You can currently pick up a CPU that's been designed using a "22 nanometer" process  which is to say, the width of each of the billions of tiny transistors on the chip measures far, far less than the width of a single piece of hair on your head.
That's pretty small. And IBM wants to make it smaller, but perhaps "wants" is the wrong word in this case. It's more like "needs," for while manufacturers are still keen on shrinking their silicon as much as possible, there's growing concern that they're soon going to run out of room. Without some new technological process, the concept of Moore's Law  the notion that the number of transistors on a chip doubles every two years  is going to run out of steam.
IBM's latest research, highlighted today, has scientists replacing silicon transistors with carbon nanotubes to shrink the size of the transistors even further and bump up their speeds compared to their silicon-based counterparts.

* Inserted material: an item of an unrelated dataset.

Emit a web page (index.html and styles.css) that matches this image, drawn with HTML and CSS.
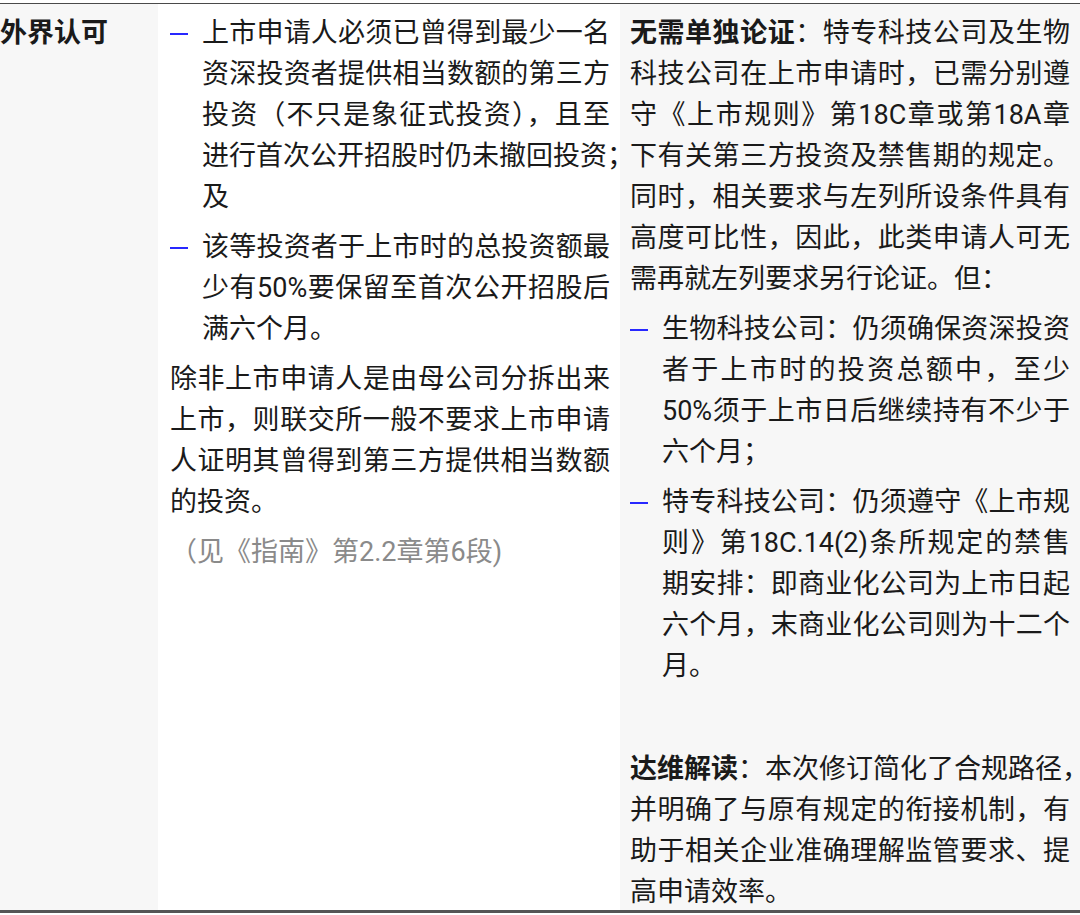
FILE: index.html
```html
<!DOCTYPE html>
<html lang="zh-CN">
<head>
    <meta charset="UTF-8">
    <meta name="viewport" content="width=device-width, initial-scale=1.0">
    <title>外界认可 - 规则对照</title>
    <link rel="stylesheet" href="styles.css">
</head>
<body>
    <div class="compare">
        <div class="col-item">外界认可</div>
        <div class="col-old">
            <ul class="dash-list">
                <li>上市申请人必须已曾得到最少一名资深投资者提供相当数额的第三方投资（不只是象征式投资），且至<span class="line">进行首次公开招股时仍未撤回投资；</span>及</li>
                <li>该等投资者于上市时的总投资额最少有50%要保留至首次公开招股后满六个月。</li>
            </ul>
            <p>除非上市申请人是由母公司分拆出来上市，则联交所一般不要求上市申请人证明其曾得到第三方提供相当数额的投资。</p>
            <p class="note">（见《指南》第2.2章第6段)</p>
        </div>
        <div class="col-new">
            <p><strong>无需单独论证</strong>：特专科技公司及生物科技公司在上市申请时，已需分别遵守<span class="line">《上市规则》第18C章或第18A章</span>下有关第三方投资及禁售期的规定。同时，相关要求与左列所设条件具有高度可比性，因此，此类申请人可无需再就左列要求另行论证。但：</p>
            <ul class="dash-list">
                <li>生物科技公司：仍须确保资深投资者于上市时的投资总额中，至少50%须于上市日后继续持有不少于六个月；</li>
                <li>特专科技公司：仍须遵守《上市规则》第18C.14(2)条所规定的禁售期安排：即商业化公司为上市日起六个月，末商业化公司则为十二个月。</li>
            </ul>
            <p class="remark"><span class="line"><strong>达维解读</strong>：本次修订简化了合规路径，</span>并明确了与原有规定的衔接机制，有助于相关企业准确理解监管要求、提高申请效率。</p>
        </div>
    </div>
</body>
</html>
```

FILE: styles.css
```css
body {
    margin: 0;
    padding-top: 3px;
    background: #ffffff;
    font-family: Roboto, "Noto Sans CJK SC", sans-serif;
    color: #1a1a1a;
}

.compare {
    display: grid;
    grid-template-columns: 158px 462px 460px;
    width: 1080px;
    border-top: 1px solid #4a4a4a;
    border-bottom: 3px solid #555555;
    box-shadow: 0 3px 0 #e6e6e6;
    font-size: 27px;
    line-height: 41px;
    text-align: justify;
}

.col-item {
    padding: 9px 0 0 0;
    background-color: #f7f7f7;
    font-weight: bold;
    white-space: nowrap;
}

.col-old {
    padding: 9px 10px 0 12px;
    background-color: #ffffff;
}

.col-new {
    padding: 9px 10px 0 10px;
    background-color: #f7f7f7;
}

.compare p {
    margin: 0 0 9px;
}

.compare strong {
    font-weight: bold;
}

.dash-list {
    list-style: none;
    margin: 0 0 9px;
    padding: 0;
}

.dash-list li {
    position: relative;
    padding-left: 32px;
    margin-bottom: 9px;
}

.dash-list li::before {
    content: "";
    position: absolute;
    left: 0;
    top: 20px;
    width: 18px;
    height: 2px;
    background-color: #2828ff;
}

/* a line kept whole, punctuation may hang past the edge */
.line {
    white-space: nowrap;
}

.note {
    color: #8a8a8a;
    text-align: left;
}

.remark {
    margin-top: 62px !important;
    margin-bottom: -3px !important;
}
```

"The motivation to work on carbon nanotube transistors is that at extremely small nanoscale dimensions, they outperform transistors made from any other material," said Supratik Guha, Director of Physical Sciences at IBM Research, in a statement. "However, there are challenges to address such as ultra high purity of the carbon nanotubes and deliberate placement at the nanoscale. We have been making significant strides in both."

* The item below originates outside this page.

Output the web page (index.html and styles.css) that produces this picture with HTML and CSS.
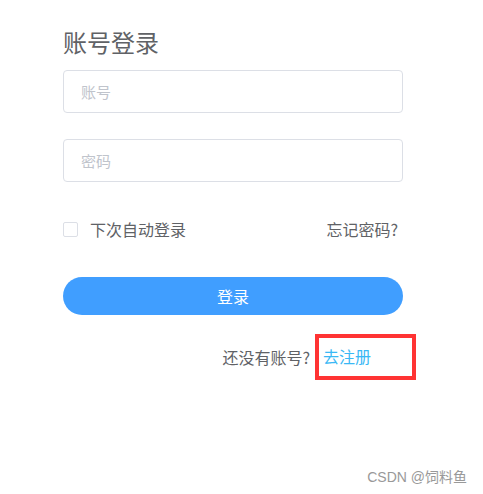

Manufacturing these wafers presents new challenges, given that one can't simply etch a sheet of carbon nanotubes using a pattern of data pathways as a template. Carbon nanotube-based transistors have to be built from the ground up.
We'll let IBM explain this one:
"The process starts with carbon nanotubes mixed with a surfactant, a kind of soap that makes them soluble in water. A substrate is comprised of two oxides with trenches made of chemically-modified hafnium oxide (HfO2) and the rest of silicon oxide (SiO2). The substrate gets immersed in the carbon nanotube solution and the nanotubes attach via a chemical bond to the HfO2 regions while the rest of the surface remains clean," reads a description on an IBM press release.
In other words, IBM generates a circuit pattern onto a substrate using hafnium oxide and silicon oxide. It then then adheres carbon nanotubes to this pattern creating an attraction between the substance of the substrate's pattern  hafnium oxide  and the solution containing the carbon nanotubes. In doing so, IBM's been able to create a chip with 10,000 of these transistors in place, an improvement from the hundreds or so that researchers were previously able to slap onto a single chip.
So, what's next?
According to VentureBeat's Dean Takahashi, IBM's fabrication technology is at a precision rate of around 99.8 percent. That's good, but not good enough for commercial chip fabrication, which necessitates a precision level of around 99.999 percent  or greater. Additionally, IBM might be able to stick 10,000 carbon nanotube-based transistors on a chip so far, but that number has to successfully bump up to more than one billion before IBM's chips can see the light of day.
Nevertheless, a silver lining awaits those who make use of IBM's research: It's currently compatible with the existing silicon manufacturing process previously described, which will be a boon for current chip factories when it comes time to switch over to this smaller nanometer manufacturing process.